Reference service research
Evidence-based libraries social impact: In-Time-of-Crisis Reference Queries. A survey
Study scope and methods.
This research study proposal uses the methods of social research and the support of scholarly literature gathered from different fields to corroborate the relevance of the paper’s thesis, i.e. the need to be able to document the impact of libraries on the social context through the survey of the number of “In-Time-of-Crisis” queries (by crisis type) asked at the reference desk (virtual or not) of Public Libraries in the United States. The final results of the completed research is meant to be a tool for libraries’ administrators and reference librarians for exploring the possibility of library’s service improvements—a decision-making aid, in other words.
Abstract
This study’s intent is to provide an understanding of “In-Time-of-Crisis” (or ITC) questions library users ask at reference portals in Public Libraries. Libraries currently collect the total of number reference questions reaching the reference portal through modalities that include transactions negotiated in-person or via e-mail, chat, IMs or phone—but not the questions’ content. How do we tell the story about users’ needs? How do we determine the value to users of successfully answered queries to users? What are the transaction’s outcomes? The relevance of libraries is seen less in their capacity to compete with bookstores—or their ability to quickly adapt to ever changing requests for the delivery of information through new media—than in becoming a social network, which people can rely upon when difficulty strikes. Social services and police take the brunt of these situations but the sheer amount of the need for help leaves possibilities for other institutions to join forces in the support of their local community. Libraries have an opportunity to become or strengthen their Community Information center role. This study explores the content of “In-Time-of-Crisis” questions with a survey of libraries in major urban centers of the United States.
Playing Smart: an overview of gaming in libraries.

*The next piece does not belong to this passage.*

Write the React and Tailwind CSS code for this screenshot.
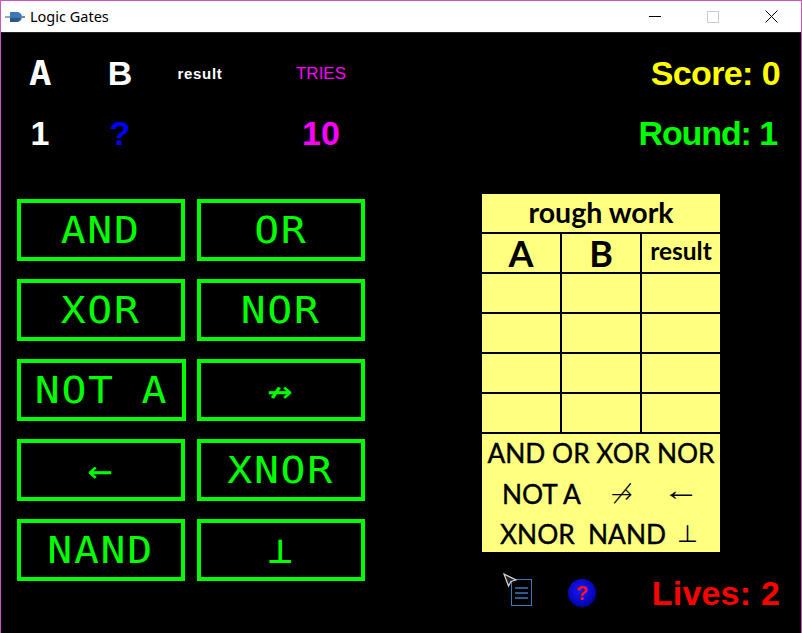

This research focuses on the opportunities that the implementation of a new program may offer in bringing a new type of publics into the library, i.e. gamers. The document does not forgo of the basic marketing principle that a product needs a market segment to be possible, nor that the limited budgets of libraries determine how much the library can accomplish, nor that programming choices ought to include all segments of the social enclave. The evaluation of which service to implement relies on the values and principles that underwrite the library’s activities which are sustained by the ethical behavior of the trained librarians that manage them. In this document, the behavior in question is synthesized with one declarative sentence—be a presence. “The word presence in this sense expresses, in the library setting, what Rousseau abdicated as the core attitude that teachers should have in (child) education (Lovlie, 2002). Presence is the ability to the relate to the world (physical) in which the library patrons live, knowing when to intervene and use kairos, to exploit the convergent moments of need and offering. Presence is more then empathy or a feeling for patrons because it is grounded in the connection with the patrons' realms.” (from the document, p.27). It is the understanding of this realm that allows librarians to create in libraries the premise for anyone to achieve their intellectual independence in a space removed from commercialism and exploitation. The focus of this document is on the improvement of library service.